YOUR INSTRUCTIONS: Leave out the pictures and copy everything else below exactly.

PROVIDED DATA:
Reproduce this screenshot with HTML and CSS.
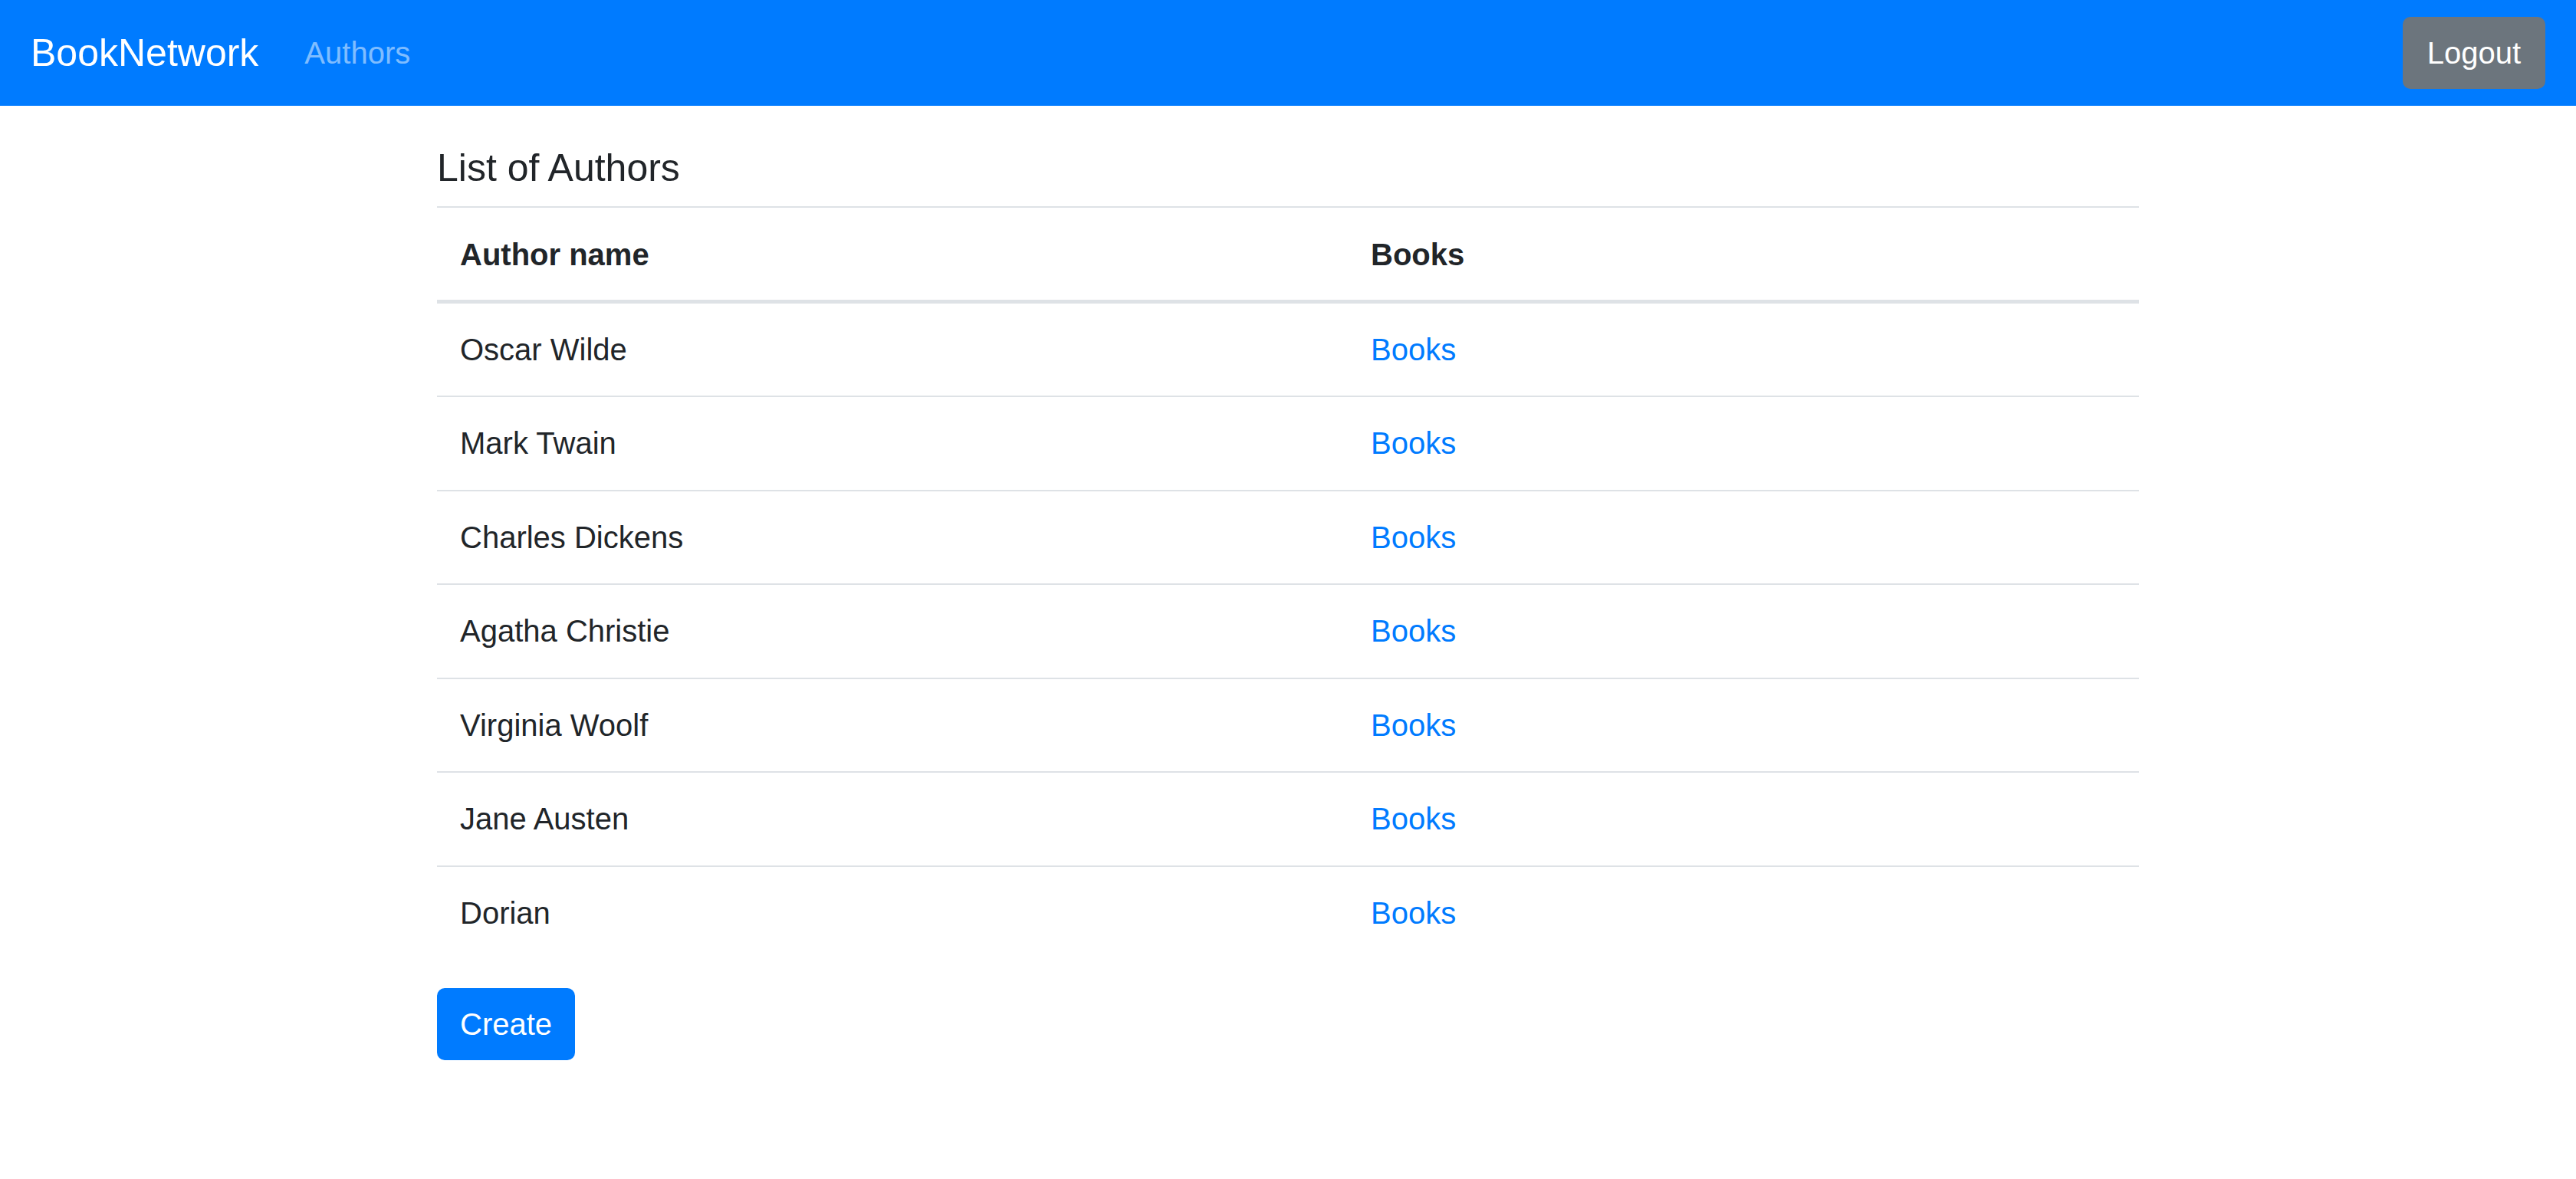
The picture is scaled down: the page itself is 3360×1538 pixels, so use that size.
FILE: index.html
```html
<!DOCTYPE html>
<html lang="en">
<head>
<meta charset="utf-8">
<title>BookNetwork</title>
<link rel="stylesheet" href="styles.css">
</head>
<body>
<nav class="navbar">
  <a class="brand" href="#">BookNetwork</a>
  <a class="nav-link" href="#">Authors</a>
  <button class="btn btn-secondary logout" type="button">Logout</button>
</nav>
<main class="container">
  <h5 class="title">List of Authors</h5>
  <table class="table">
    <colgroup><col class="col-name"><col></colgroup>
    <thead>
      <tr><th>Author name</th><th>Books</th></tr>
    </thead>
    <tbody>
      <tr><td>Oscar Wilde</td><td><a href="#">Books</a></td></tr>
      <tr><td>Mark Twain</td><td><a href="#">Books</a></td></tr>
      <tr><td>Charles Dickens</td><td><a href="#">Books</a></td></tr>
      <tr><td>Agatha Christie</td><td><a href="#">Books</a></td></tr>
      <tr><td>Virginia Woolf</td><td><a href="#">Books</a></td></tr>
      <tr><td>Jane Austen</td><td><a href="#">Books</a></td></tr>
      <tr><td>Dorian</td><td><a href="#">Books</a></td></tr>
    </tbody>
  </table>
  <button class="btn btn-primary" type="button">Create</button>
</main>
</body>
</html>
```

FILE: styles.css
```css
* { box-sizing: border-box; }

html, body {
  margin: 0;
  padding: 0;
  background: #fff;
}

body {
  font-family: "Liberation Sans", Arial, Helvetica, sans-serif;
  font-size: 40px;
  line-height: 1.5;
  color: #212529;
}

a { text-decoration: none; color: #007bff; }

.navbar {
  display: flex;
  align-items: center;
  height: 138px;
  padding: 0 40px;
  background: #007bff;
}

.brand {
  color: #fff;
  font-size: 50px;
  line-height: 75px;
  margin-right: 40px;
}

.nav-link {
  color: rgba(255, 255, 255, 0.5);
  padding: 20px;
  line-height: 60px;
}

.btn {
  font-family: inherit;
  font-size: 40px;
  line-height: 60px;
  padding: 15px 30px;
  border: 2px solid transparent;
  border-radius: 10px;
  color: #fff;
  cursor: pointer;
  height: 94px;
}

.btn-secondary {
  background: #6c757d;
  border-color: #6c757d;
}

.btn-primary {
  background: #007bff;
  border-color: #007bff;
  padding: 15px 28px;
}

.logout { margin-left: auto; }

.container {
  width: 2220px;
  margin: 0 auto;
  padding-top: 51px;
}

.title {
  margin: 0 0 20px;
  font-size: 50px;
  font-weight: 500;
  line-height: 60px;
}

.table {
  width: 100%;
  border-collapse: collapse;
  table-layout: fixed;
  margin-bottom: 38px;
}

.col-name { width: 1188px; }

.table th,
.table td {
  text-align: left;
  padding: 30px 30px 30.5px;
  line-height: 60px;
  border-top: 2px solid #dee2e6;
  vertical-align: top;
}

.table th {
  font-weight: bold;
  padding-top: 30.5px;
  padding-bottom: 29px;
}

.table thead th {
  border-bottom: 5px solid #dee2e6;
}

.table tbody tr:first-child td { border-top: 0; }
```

TASK SOLUTION:
Reproduce this screenshot with HTML and CSS.
The picture is scaled down: the page itself is 3360×1538 pixels, so use that size.
FILE: index.html
```html
<!DOCTYPE html>
<html lang="en">
<head>
<meta charset="utf-8">
<title>BookNetwork</title>
<link rel="stylesheet" href="styles.css">
</head>
<body>
<nav class="navbar">
  <a class="brand" href="#">BookNetwork</a>
  <a class="nav-link" href="#">Authors</a>
  <button class="btn btn-secondary logout" type="button">Logout</button>
</nav>
<main class="container">
  <h5 class="title">List of Authors</h5>
  <table class="table">
    <colgroup><col class="col-name"><col></colgroup>
    <thead>
      <tr><th>Author name</th><th>Books</th></tr>
    </thead>
    <tbody>
      <tr><td>Oscar Wilde</td><td><a href="#">Books</a></td></tr>
      <tr><td>Mark Twain</td><td><a href="#">Books</a></td></tr>
      <tr><td>Charles Dickens</td><td><a href="#">Books</a></td></tr>
      <tr><td>Agatha Christie</td><td><a href="#">Books</a></td></tr>
      <tr><td>Virginia Woolf</td><td><a href="#">Books</a></td></tr>
      <tr><td>Jane Austen</td><td><a href="#">Books</a></td></tr>
      <tr><td>Dorian</td><td><a href="#">Books</a></td></tr>
    </tbody>
  </table>
  <button class="btn btn-primary" type="button">Create</button>
</main>
</body>
</html>
```

FILE: styles.css
```css
* { box-sizing: border-box; }

html, body {
  margin: 0;
  padding: 0;
  background: #fff;
}

body {
  font-family: "Liberation Sans", Arial, Helvetica, sans-serif;
  font-size: 40px;
  line-height: 1.5;
  color: #212529;
}

a { text-decoration: none; color: #007bff; }

.navbar {
  display: flex;
  align-items: center;
  height: 138px;
  padding: 0 40px;
  background: #007bff;
}

.brand {
  color: #fff;
  font-size: 50px;
  line-height: 75px;
  margin-right: 40px;
}

.nav-link {
  color: rgba(255, 255, 255, 0.5);
  padding: 20px;
  line-height: 60px;
}

.btn {
  font-family: inherit;
  font-size: 40px;
  line-height: 60px;
  padding: 15px 30px;
  border: 2px solid transparent;
  border-radius: 10px;
  color: #fff;
  cursor: pointer;
  height: 94px;
}

.btn-secondary {
  background: #6c757d;
  border-color: #6c757d;
}

.btn-primary {
  background: #007bff;
  border-color: #007bff;
  padding: 15px 28px;
}

.logout { margin-left: auto; }

.container {
  width: 2220px;
  margin: 0 auto;
  padding-top: 51px;
}

.title {
  margin: 0 0 20px;
  font-size: 50px;
  font-weight: 500;
  line-height: 60px;
}

.table {
  width: 100%;
  border-collapse: collapse;
  table-layout: fixed;
  margin-bottom: 38px;
}

.col-name { width: 1188px; }

.table th,
.table td {
  text-align: left;
  padding: 30px 30px 30.5px;
  line-height: 60px;
  border-top: 2px solid #dee2e6;
  vertical-align: top;
}

.table th {
  font-weight: bold;
  padding-top: 30.5px;
  padding-bottom: 29px;
}

.table thead th {
  border-bottom: 5px solid #dee2e6;
}

.table tbody tr:first-child td { border-top: 0; }
```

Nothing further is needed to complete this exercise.